Under international law, the Trump administration again stuck largely to the Obama administration’s position that the war with ISIS is lawful in the collective self-defense of Iraq and other, unnamed states, and the individual self-defense of the United States. The Trump administration’s letter states:

“As a matter of international law, the United States is using force in Syria against al-Qa’ida and associated forces, including ISIS, and is providing support to Syrian partners fighting ISIS, such as the Syrian Democratic Forces, in the collective self-defense of Iraq (and other States) and in U.S. national self-defense.”

The Obama administration’s last word on this is nearly identical:

“As a matter of international law, the United States is using force in Syria against ISIL and providing support to opposition groups fighting ISIL in the collective self-defense of Iraq (and other States) and in U.S. national self-defense.”

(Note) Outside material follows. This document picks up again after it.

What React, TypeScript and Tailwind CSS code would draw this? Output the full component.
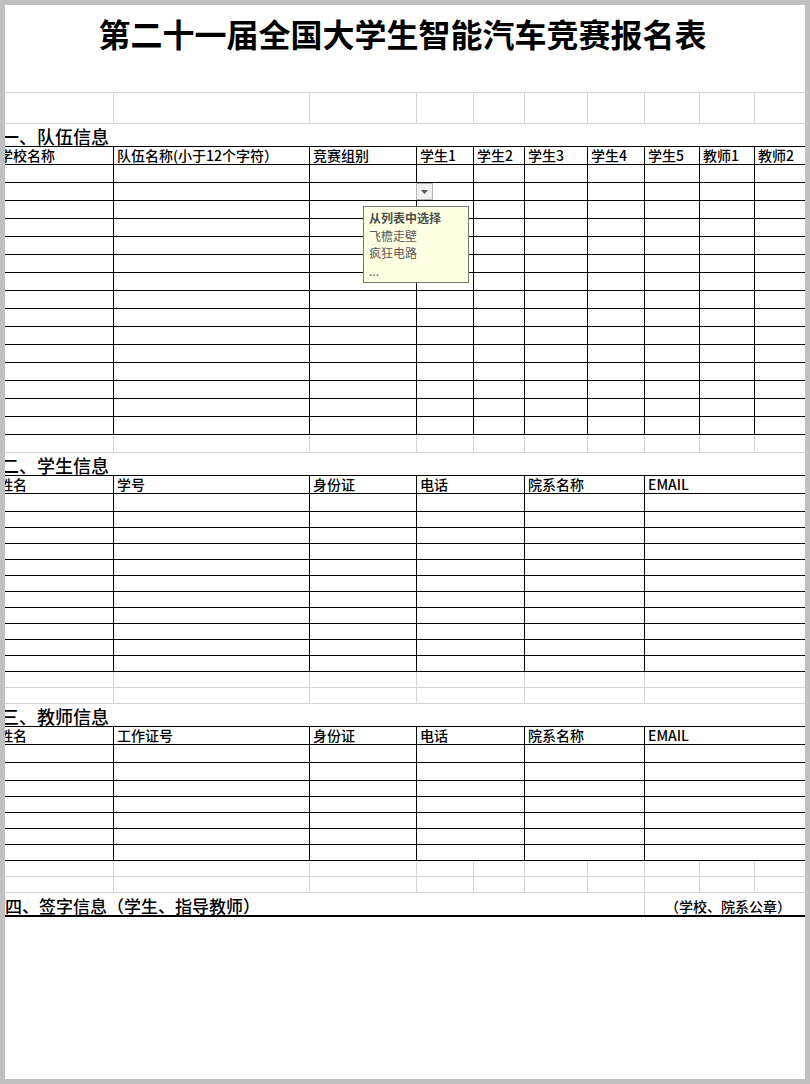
import clsx from "clsx";

const TEAM_W = [
  "w-[119px]",
  "w-[196px]",
  "w-[107px]",
  "w-[57px]",
  "w-[51px]",
  "w-[63px]",
  "w-[57px]",
  "w-[55px]",
  "w-[55px]",
  "w-[80px]",
];
const PERSON_W = ["w-[119px]", "w-[196px]", "w-[107px]", "w-[108px]", "w-[120px]", "w-[200px]"];

const BLACK = "border-black";
const GRAY = "border-[#d4d4d4]";

type RowProps = {
  widths: string[];
  h: string;
  line: string;
  vline?: string;
  top?: boolean;
  labels?: string[];
};

function Row({ widths, h, line, vline, top, labels }: RowProps) {
  return (
    <div className={clsx("flex shrink-0 border-b", h, line, top && "border-t")}>
      {widths.map((w, i) => (
        <div
          key={i}
          className={clsx(
            "shrink-0 overflow-visible whitespace-nowrap border-r text-[14px] font-medium leading-[17px] text-black",
            i === 0 ? "pl-[4px]" : "pl-[3px]",
            w,
            vline ?? line
          )}
        >
          {labels?.[i]}
        </div>
      ))}
    </div>
  );
}

function Heading({ children }: { children: string }) {
  return (
    <div className="h-[22px] shrink-0 pl-[6px] pt-[3px] text-[18px] font-medium leading-[18px] text-black">
      {children}
    </div>
  );
}

function repeat(n: number, render: (i: number) => React.ReactNode) {
  return Array.from({ length: n }, (_, i) => render(i));
}

export default function App() {
  return (
    <div
      className="h-[1084px] w-[810px] bg-[#c0c0c0] p-[5px]"
      style={{ fontFamily: '"Noto Sans CJK SC", "Noto Sans", sans-serif' }}
    >
      <div className="relative flex h-full flex-col overflow-hidden bg-white">
        {/* title */}
        <div className="h-[87px] shrink-0 pr-[5px] pt-[12px] text-center text-[32px] font-bold leading-[32px] text-black">
          第二十一届全国大学生智能汽车竞赛报名表
        </div>

        <div className="ml-[-10px] flex w-[830px] flex-col">
          <Row widths={TEAM_W} h="h-[32px]" line={GRAY} top />

          {/* 一、队伍信息 */}
          <Heading>一、队伍信息</Heading>
          <Row
            widths={TEAM_W}
            h="h-[19px]"
            line={BLACK}
            top
            labels={[
              "学校名称",
              "队伍名称(小于12个字符）",
              "竞赛组别",
              "学生1",
              "学生2",
              "学生3",
              "学生4",
              "学生5",
              "教师1",
              "教师2",
            ]}
          />
          {repeat(15, (i) => (
            <Row key={i} widths={TEAM_W} h="h-[18px]" line={BLACK} />
          ))}
          <Row widths={TEAM_W} h="h-[18px]" line={GRAY} />

          {/* 二、学生信息 */}
          <Heading>二、学生信息</Heading>
          <Row
            widths={PERSON_W}
            h="h-[19px]"
            line={BLACK}
            top
            labels={["姓名", "学号", "身份证", "电话", "院系名称", "EMAIL"]}
          />
          <Row widths={PERSON_W} h="h-[18px]" line={BLACK} />
          {repeat(10, (i) => (
            <Row key={i} widths={PERSON_W} h="h-[16px]" line={BLACK} />
          ))}
          {repeat(2, (i) => (
            <Row key={i} widths={PERSON_W} h="h-[16px]" line={GRAY} />
          ))}

          {/* 三、教师信息 */}
          <Heading>三、教师信息</Heading>
          <Row
            widths={PERSON_W}
            h="h-[19px]"
            line={BLACK}
            top
            labels={["姓名", "工作证号", "身份证", "电话", "院系名称", "EMAIL"]}
          />
          {repeat(2, (i) => (
            <Row key={i} widths={PERSON_W} h="h-[18px]" line={BLACK} />
          ))}
          {repeat(5, (i) => (
            <Row key={i} widths={PERSON_W} h="h-[16px]" line={BLACK} />
          ))}
          {repeat(2, (i) => (
            <Row key={i} widths={TEAM_W} h="h-[16px]" line={GRAY} />
          ))}

          {/* 四、签字信息 */}
          <div className="flex h-[24px] shrink-0 border-b-2 border-black">
            <div className="w-[650px] shrink-0 whitespace-nowrap border-r border-[#d4d4d4] pl-[10px] pt-[4px] text-[17px] font-medium leading-[17px] text-black">
              四、签字信息（学生、指导教师）
            </div>
            <div className="whitespace-nowrap pl-[20px] pt-[6px] text-[14px] font-medium leading-[14px] text-black">
              （学校、院系公章）
            </div>
          </div>
        </div>

        {/* dropdown arrow on 竞赛组别 cell */}
        <div className="absolute left-[411px] top-[178px] flex h-[17px] w-[17px] items-center justify-center border border-[#b4b4b4] bg-[#f0f0f0]">
          <svg width="7" height="4" viewBox="0 0 7 4">
            <path d="M0 0h7L3.5 4z" fill="#555" />
          </svg>
        </div>

        {/* input message */}
        <div className="absolute left-[358px] top-[201px] h-[77px] w-[106px] border border-[#767676] bg-[#ffffe1] pl-[5px] pt-[2px] text-[12px] leading-[17.5px] text-[#5a5a5a]">
          <div className="font-bold text-[#4d4d4d]">从列表中选择</div>
          <div>飞檐走壁</div>
          <div>疯狂电路</div>
          <div>...</div>
        </div>
      </div>
    </div>
  );
}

What’s different in this letter is the claim that both the domestic and legal bases cited also include the authority to use force against the Syrian government and pro-Assad forces to the extent such force is a necessary and proportionate measure “to defend U.S., Coalition, or partner forces engaged in the campaign against ISIS.” The significant extension here is two-fold: (1) the claimed authority to engage in hostilities against forces other than AQ and ISIS and their associated forces, including State armed forces like Syria and forces supporting them; and (2) the claimed authority to use force in defense of partner forces, presumably including non-state actors like the Syrian Democratic Forces. These claims raise a host of legal, policy, and national security issues—several of which are discussed in detail by Adil Haque here, Ryan Goodman here, and Steve Vladeck and Bobby Chesney here.

Of particular significance going forward is the impact of this letter on the AUMF debate in Congress. It’s clear from today’s letter that the administration prefers the status quo, which requires a nexus to the 9/11 attackers but otherwise has no time limits, no geographic limits, no congressional or public reporting requirements, and has been interpreted to allow the executive branch—not Congress—to make the decision to go to war with new terrorist groups as long as they meet the administration’s own definition of “associated forces” or offshoots of al Qaeda or the Taliban.  Senator Corker said that he plans to hold a hearing on the Kaine-Flake AUMF proposal regardless of the outcome of today’s closed hearing, but today’s development raises the question of whether Congress will finally assert its constitutional prerogatives over war or use the administration’s comfort with the status quo as justification for shirking its responsibility.